Caffeine is my giddy stimulant of choice. Avoided after noon.  A new-to-me, word arrived yesterday more usually associated with the jollity that accompanies alcohol.

What a wonderful new descriptive, these days my bacchian or jovial phase is nearly always fueled by caffeine and sometimes occurs during the nice sit-down phase.

That doesn’t mean I am only jovial or indeed at my most bacchian before noon, the half life of caffeine, in me, is extremely long lived.

This brings the blog to its usual conclusion. My first cup of caffeinated coffee will fire me up to start the day, with every hope of some bacchian moments. No alcohol is required.

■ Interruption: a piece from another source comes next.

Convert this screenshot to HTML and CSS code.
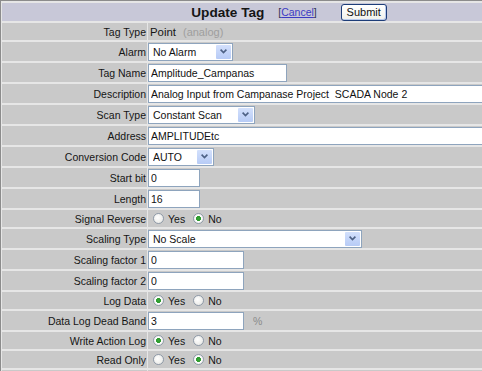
FILE: index.html
```html
<!DOCTYPE html>
<html lang="en">
<head>
  <meta charset="UTF-8">
  <title>Update Tag</title>
  <link rel="stylesheet" href="styles.css">
</head>
<body>
  <form class="tag-form" onsubmit="return false;">
    <table class="tag-table">
      <thead>
        <tr>
          <th colspan="2" class="head">
            <span class="head-title">Update Tag</span>
            <span class="cancel">[<a href="#">Cancel</a>]</span>
            <button type="submit" class="btn-submit">Submit</button>
          </th>
        </tr>
      </thead>
      <tbody>
        <tr class="row-text">
          <td class="lbl">Tag Type</td>
          <td class="val"><span class="point">Point</span><span class="muted">(analog)</span></td>
        </tr>
        <tr class="row-in">
          <td class="lbl">Alarm</td>
          <td class="val">
            <span class="sel sel-alarm">
              <select><option>No Alarm</option></select>
              <span class="sel-btn"><svg width="7" height="5" viewBox="0 0 7 5"><path d="M0.6 0.6 L3.5 3.6 L6.4 0.6" stroke="#4d6185" stroke-width="1.6" fill="none"/></svg></span>
            </span>
          </td>
        </tr>
        <tr class="row-in">
          <td class="lbl">Tag Name</td>
          <td class="val"><input type="text" class="txt txt-name" value="Amplitude_Campanas"></td>
        </tr>
        <tr class="row-in">
          <td class="lbl">Description</td>
          <td class="val"><input type="text" class="txt txt-wide" value="Analog Input from Campanase Project  SCADA Node 2"></td>
        </tr>
        <tr class="row-in">
          <td class="lbl">Scan Type</td>
          <td class="val">
            <span class="sel sel-scan">
              <select><option>Constant Scan</option></select>
              <span class="sel-btn"><svg width="7" height="5" viewBox="0 0 7 5"><path d="M0.6 0.6 L3.5 3.6 L6.4 0.6" stroke="#4d6185" stroke-width="1.6" fill="none"/></svg></span>
            </span>
          </td>
        </tr>
        <tr class="row-in">
          <td class="lbl">Address</td>
          <td class="val"><input type="text" class="txt txt-wide" value="AMPLITUDEtc"></td>
        </tr>
        <tr class="row-in">
          <td class="lbl">Conversion Code</td>
          <td class="val">
            <span class="sel sel-conv">
              <select><option>AUTO</option></select>
              <span class="sel-btn"><svg width="7" height="5" viewBox="0 0 7 5"><path d="M0.6 0.6 L3.5 3.6 L6.4 0.6" stroke="#4d6185" stroke-width="1.6" fill="none"/></svg></span>
            </span>
          </td>
        </tr>
        <tr class="row-in">
          <td class="lbl">Start bit</td>
          <td class="val"><input type="text" class="txt txt-short" value="0"></td>
        </tr>
        <tr class="row-in">
          <td class="lbl">Length</td>
          <td class="val"><input type="text" class="txt txt-short" value="16"></td>
        </tr>
        <tr class="row-text">
          <td class="lbl">Signal Reverse</td>
          <td class="val">
            <div class="radios">
              <label class="opt"><input type="radio" name="rev">Yes</label>
              <label class="opt"><input type="radio" name="rev" checked>No</label>
            </div>
          </td>
        </tr>
        <tr class="row-in">
          <td class="lbl">Scaling Type</td>
          <td class="val">
            <span class="sel sel-scale">
              <select><option>No Scale</option></select>
              <span class="sel-btn"><svg width="7" height="5" viewBox="0 0 7 5"><path d="M0.6 0.6 L3.5 3.6 L6.4 0.6" stroke="#4d6185" stroke-width="1.6" fill="none"/></svg></span>
            </span>
          </td>
        </tr>
        <tr class="row-in">
          <td class="lbl">Scaling factor 1</td>
          <td class="val"><input type="text" class="txt txt-mid" value="0"></td>
        </tr>
        <tr class="row-in">
          <td class="lbl">Scaling factor 2</td>
          <td class="val"><input type="text" class="txt txt-mid" value="0"></td>
        </tr>
        <tr class="row-text">
          <td class="lbl">Log Data</td>
          <td class="val">
            <div class="radios">
              <label class="opt"><input type="radio" name="log" checked>Yes</label>
              <label class="opt"><input type="radio" name="log">No</label>
            </div>
          </td>
        </tr>
        <tr class="row-in">
          <td class="lbl">Data Log Dead Band</td>
          <td class="val"><input type="text" class="txt txt-mid" value="3"><span class="unit">%</span></td>
        </tr>
        <tr class="row-text">
          <td class="lbl">Write Action Log</td>
          <td class="val">
            <div class="radios">
              <label class="opt"><input type="radio" name="wal" checked>Yes</label>
              <label class="opt"><input type="radio" name="wal">No</label>
            </div>
          </td>
        </tr>
        <tr class="row-text">
          <td class="lbl">Read Only</td>
          <td class="val">
            <div class="radios">
              <label class="opt"><input type="radio" name="ro">Yes</label>
              <label class="opt"><input type="radio" name="ro" checked>No</label>
            </div>
          </td>
        </tr>
        <tr class="row-text">
          <td class="lbl"></td>
          <td class="val"></td>
        </tr>
      </tbody>
    </table>
  </form>
</body>
</html>
```

FILE: styles.css
```css
html {
  overflow: hidden;
}
body {
  margin: 0;
  background-color: #e4e4e4;
  font-family: "Liberation Sans", Arial, sans-serif;
  font-size: 10.5px;
  color: #151515;
}
.tag-form {
  margin: 0;
}
.tag-table {
  width: 577px;
  border-collapse: separate;
  border-spacing: 1px 2px;
  border-top: 1px solid #8c8c8c;
  border-left: 1px solid #8c8c8c;
  background-color: #e6e6e6;
}
.head {
  height: 18px;
  padding: 0;
  background-color: #c8c8d8;
  text-align: center;
  white-space: nowrap;
  font-weight: normal;
}
.head-title {
  font-size: 13.6px;
  font-weight: bold;
  vertical-align: middle;
}
.cancel {
  margin-left: 11px;
  color: #333355;
  vertical-align: middle;
}
.cancel a {
  color: #3b3bc4;
}
.btn-submit {
  margin-left: 21px;
  width: 46px;
  height: 17px;
  padding: 0;
  vertical-align: middle;
  font-family: "Liberation Sans", Arial, sans-serif;
  font-size: 11px;
  color: #111;
  background: linear-gradient(#ffffff, #f1f1ec);
  border: 1px solid #1d3d78;
  border-radius: 3px;
  box-shadow: inset -1px -1px 0 #b8c9ec;
}
td {
  padding: 0;
  background-color: #c9c9c9;
  vertical-align: middle;
  white-space: nowrap;
}
.row-in td {
  height: 19px;
}
.row-text td {
  height: 17px;
}
.lbl {
  width: 144px;
  padding-right: 1px;
  text-align: right;
}
.val {
  padding-left: 0;
}
.point {
  font-size: 11.4px;
  margin-left: 2px;
}
.muted {
  margin-left: 7px;
  font-size: 11px;
  color: #9e9e9e;
}
.txt {
  box-sizing: border-box;
  height: 18px;
  margin: 0;
  padding: 0 2px;
  border: 1px solid #8ea4bd;
  background-color: #fff;
  font-family: "Liberation Sans", Arial, sans-serif;
  font-size: 10.5px;
  color: #111;
  vertical-align: middle;
}
.txt-name { width: 139px; }
.txt-wide { width: 360px; }
.txt-short { width: 52px; }
.txt-mid { width: 96px; }
.unit {
  margin-left: 9px;
  color: #8a8a8a;
  vertical-align: middle;
}
.sel {
  box-sizing: border-box;
  display: inline-flex;
  height: 18px;
  border: 1px solid #8ea4bd;
  background-color: #fff;
  vertical-align: middle;
}
.sel select {
  flex: 1;
  min-width: 0;
  appearance: none;
  -webkit-appearance: none;
  margin: 0;
  padding: 0 0 0 4px;
  border: none;
  outline: none;
  background: transparent;
  font-family: "Liberation Sans", Arial, sans-serif;
  font-size: 10.5px;
  color: #111;
}
.sel-btn {
  display: flex;
  align-items: center;
  justify-content: center;
  width: 15px;
  margin: 1px;
  background: linear-gradient(#d3e0fc, #b7cbf6);
  border-radius: 1px;
}
.sel-alarm { width: 85px; }
.sel-scan { width: 107px; }
.sel-conv { width: 66px; }
.sel-scale { width: 214px; }
.radios {
  display: flex;
  align-items: center;
}
.opt {
  display: flex;
  align-items: center;
  margin-left: 5px;
  margin-right: 3px;
}
.opt input {
  appearance: none;
  -webkit-appearance: none;
  box-sizing: border-box;
  width: 11px;
  height: 11px;
  margin: 0 4px 0 0;
  border: 1px solid #8f9aa8;
  border-radius: 50%;
  background: radial-gradient(circle at 40% 40%, #ffffff, #e4e4e0);
}
.opt input:checked {
  background: radial-gradient(circle, #3aa53a 0, #2b9a2b 2.2px, #ffffff 2.8px, #e4e4e0 100%);
}
```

#916 theoldmortuary ponders.

Most mornings before I write the blog I have a little canter through various on-line, news-gathering  services, check out the 3rd party blog prompt, and consider the blog I was planning to write.  One  thing jumped out from news gathering that is quite pertinent to todays blog. Also the 3rd party prompt has only a one sentence answer. A gloriously simple answer that I could have used on any of my many days on earth.

What’s the oldest things you’re wearing today?
My skin.

Yesterday I did two very small paintings. They are somewhere between abstract and representational, closer to abstract.

One of the articles I read this morning was about, Euphoric recall.

My life, in my old skin, is pretty much one long example of euphoric recall. My two paintings of yesterday are far more euphoric than real life. Maritime Sunburst Lichen is one of my favourite things to see on rocks.

Here it is in its active stage.

But as it ages it flattens out and leaves circular scars.

On sunny winter days it just makes me smile. My abstracts of yesterday were painted from memory with no reference images. I just threw in some  dutch gold to brighten them up , they are exactly euphoric recall because some days even Sunburst Lichen can look pretty dull.

But in my head, the lichens are gaudy circles of natural joy.

Which is very much an example of euphoric recall at its finest.

In general my blogs are all about the joyous things in life even if sometimes the inspiration point starts off in a darker place.